Mainly, the motivation is learning from the challenges that a URL Shortener can provide.

You can simplify the problem by lowering the requirements, I have [done it myself][9] a while back, it taught me different things at the time as the proprosed challenges were different. I've also had an attempt to make [something a bit faster][15], but with the wrong tools.

As most system-related challenges, by adding scalability and performance as factors, the challenge becomes interesting.

Here are some of the challenges worth exploring:

e.g.:

* Reliability - `How often does the system fails?

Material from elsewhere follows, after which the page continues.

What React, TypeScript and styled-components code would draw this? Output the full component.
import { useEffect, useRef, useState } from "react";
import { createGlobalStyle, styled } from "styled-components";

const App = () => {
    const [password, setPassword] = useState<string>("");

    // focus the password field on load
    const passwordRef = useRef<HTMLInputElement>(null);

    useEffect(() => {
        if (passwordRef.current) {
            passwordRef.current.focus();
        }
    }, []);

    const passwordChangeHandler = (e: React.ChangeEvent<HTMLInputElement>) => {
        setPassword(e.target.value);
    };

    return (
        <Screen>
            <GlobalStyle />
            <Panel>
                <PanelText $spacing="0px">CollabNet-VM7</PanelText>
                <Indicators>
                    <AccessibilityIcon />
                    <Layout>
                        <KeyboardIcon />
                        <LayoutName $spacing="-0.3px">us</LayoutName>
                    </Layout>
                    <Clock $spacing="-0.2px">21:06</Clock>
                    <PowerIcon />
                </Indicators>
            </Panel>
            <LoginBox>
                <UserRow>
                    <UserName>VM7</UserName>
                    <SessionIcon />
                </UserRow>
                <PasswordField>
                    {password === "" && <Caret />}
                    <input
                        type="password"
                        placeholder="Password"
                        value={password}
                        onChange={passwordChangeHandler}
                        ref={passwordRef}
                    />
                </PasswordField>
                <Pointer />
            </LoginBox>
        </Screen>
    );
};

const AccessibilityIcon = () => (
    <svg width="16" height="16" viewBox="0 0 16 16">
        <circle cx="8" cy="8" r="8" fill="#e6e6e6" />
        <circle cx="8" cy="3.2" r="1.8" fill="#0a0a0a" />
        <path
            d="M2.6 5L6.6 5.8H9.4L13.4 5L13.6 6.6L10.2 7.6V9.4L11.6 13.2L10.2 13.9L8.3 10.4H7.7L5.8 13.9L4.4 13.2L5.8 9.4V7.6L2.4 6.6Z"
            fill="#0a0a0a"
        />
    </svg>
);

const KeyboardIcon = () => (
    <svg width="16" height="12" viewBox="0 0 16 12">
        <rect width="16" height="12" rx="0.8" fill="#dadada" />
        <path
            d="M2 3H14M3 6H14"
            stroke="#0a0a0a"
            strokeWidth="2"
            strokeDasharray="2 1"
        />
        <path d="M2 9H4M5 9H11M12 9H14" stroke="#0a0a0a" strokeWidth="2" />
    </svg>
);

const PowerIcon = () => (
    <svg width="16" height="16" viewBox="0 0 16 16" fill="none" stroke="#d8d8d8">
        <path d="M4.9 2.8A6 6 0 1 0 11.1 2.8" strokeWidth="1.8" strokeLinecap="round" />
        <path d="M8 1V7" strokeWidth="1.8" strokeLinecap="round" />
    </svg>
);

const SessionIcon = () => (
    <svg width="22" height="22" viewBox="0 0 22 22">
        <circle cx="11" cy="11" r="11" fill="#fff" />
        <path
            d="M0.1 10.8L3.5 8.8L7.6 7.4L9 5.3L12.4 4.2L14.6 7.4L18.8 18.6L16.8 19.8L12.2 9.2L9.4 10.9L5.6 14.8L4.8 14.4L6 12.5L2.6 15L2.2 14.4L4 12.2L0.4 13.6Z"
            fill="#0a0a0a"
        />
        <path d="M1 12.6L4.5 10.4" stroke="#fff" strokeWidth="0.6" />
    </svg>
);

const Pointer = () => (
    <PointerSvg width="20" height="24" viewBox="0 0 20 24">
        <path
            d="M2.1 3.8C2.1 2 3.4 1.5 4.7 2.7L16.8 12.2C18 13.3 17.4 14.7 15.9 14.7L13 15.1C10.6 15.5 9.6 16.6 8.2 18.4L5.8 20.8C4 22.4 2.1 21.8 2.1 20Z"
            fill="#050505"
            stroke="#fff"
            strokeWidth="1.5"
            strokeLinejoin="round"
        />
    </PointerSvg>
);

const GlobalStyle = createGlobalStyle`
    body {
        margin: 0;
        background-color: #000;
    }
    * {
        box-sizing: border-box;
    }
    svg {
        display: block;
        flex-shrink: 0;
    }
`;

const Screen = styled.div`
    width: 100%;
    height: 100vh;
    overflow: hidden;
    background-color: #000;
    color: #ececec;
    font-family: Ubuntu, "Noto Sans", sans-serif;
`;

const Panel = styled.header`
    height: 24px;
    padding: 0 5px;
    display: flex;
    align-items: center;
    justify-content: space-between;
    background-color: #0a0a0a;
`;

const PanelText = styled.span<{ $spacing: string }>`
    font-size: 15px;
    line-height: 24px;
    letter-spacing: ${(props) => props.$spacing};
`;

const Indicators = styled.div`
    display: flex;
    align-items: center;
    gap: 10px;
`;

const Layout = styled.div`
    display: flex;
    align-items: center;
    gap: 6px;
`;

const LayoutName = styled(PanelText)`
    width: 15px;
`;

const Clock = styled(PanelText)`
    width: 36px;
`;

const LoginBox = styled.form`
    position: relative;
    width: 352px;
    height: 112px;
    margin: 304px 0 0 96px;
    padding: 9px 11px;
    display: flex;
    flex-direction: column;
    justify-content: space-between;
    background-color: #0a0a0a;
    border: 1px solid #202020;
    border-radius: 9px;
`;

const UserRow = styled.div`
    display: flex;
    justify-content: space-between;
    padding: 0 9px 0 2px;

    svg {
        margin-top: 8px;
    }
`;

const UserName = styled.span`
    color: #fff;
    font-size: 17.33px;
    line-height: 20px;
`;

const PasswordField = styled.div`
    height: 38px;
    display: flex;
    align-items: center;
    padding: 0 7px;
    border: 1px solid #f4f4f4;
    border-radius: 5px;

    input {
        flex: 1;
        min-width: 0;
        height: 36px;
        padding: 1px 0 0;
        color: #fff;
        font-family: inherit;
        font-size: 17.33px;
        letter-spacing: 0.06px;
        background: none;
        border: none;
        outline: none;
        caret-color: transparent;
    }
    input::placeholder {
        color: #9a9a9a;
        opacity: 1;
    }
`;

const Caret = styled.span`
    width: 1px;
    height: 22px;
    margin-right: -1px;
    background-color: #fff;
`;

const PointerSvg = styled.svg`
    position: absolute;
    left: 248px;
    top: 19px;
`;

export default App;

Under which conditions?`

* Performance - `How fast can we read/write data to it?`

* Data-Durability - `How long are URLs available for?`

* Storage-Capacity - `How many URLs can we store?`

* Scalability - `How/How much can I increase one of the above?`

* Consistency - `Operations can't violate consistency rules`

Among such challenges, I have spared a few and created a priority order. This is something common when designing such applications, given that the mentioned features of a system are usually inversely proportional, or two different sides of the same coin.

e.g.:

* a reliable database, that can never fail, might be really slow to ensure it will never fail.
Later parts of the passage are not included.